• WRITTEN TASK:
Identify the lines holding "with" and copy them.

────────────────

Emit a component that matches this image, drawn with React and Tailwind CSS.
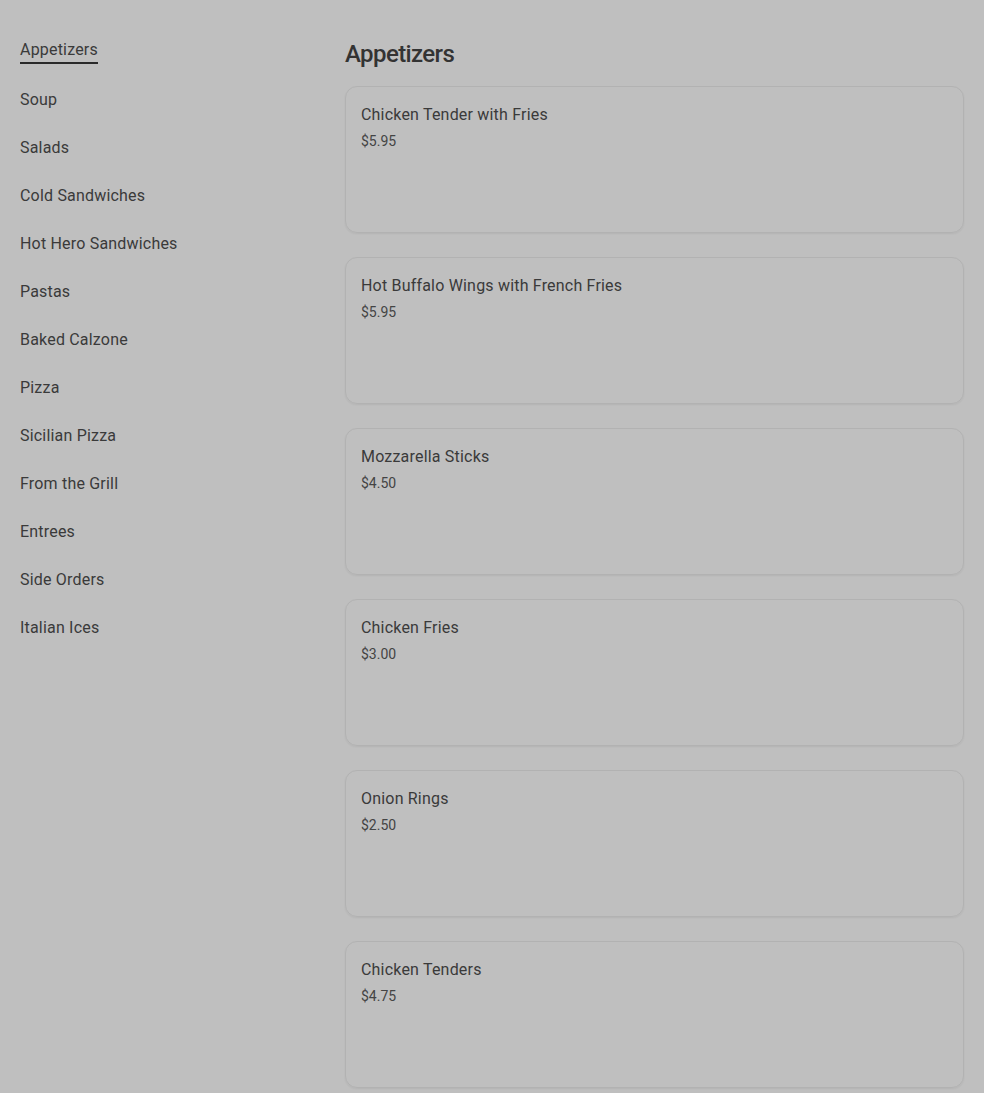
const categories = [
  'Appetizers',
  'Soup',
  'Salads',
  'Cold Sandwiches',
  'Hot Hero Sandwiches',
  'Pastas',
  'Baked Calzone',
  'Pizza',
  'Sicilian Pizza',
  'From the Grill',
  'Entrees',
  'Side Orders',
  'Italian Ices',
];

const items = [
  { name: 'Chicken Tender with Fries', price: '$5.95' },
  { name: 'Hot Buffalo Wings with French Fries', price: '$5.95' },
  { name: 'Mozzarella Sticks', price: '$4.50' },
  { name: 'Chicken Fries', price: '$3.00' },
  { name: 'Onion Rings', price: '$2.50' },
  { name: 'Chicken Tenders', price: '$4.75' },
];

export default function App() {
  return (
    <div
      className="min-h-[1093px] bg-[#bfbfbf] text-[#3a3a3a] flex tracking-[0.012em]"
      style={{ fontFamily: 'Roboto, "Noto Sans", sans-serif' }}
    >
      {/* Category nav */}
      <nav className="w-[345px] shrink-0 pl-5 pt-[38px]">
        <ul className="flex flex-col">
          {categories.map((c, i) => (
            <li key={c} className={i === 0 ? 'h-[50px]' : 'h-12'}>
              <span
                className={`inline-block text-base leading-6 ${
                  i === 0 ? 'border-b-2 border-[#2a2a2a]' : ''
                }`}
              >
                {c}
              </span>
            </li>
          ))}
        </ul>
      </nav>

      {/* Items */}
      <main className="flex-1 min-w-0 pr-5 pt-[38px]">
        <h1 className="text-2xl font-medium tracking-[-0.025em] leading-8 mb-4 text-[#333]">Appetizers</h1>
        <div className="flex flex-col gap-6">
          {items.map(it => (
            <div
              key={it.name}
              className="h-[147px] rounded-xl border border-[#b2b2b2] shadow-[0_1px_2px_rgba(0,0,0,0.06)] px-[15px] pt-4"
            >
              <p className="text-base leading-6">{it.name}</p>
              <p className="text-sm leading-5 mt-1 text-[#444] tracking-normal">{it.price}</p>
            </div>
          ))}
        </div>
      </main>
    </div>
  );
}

────────────────

• SOLUTION TO THIS TASK:
Emit a component that matches this image, drawn with React and Tailwind CSS.
  { name: 'Chicken Tender with Fries', price: '$5.95' },
  { name: 'Hot Buffalo Wings with French Fries', price: '$5.95' },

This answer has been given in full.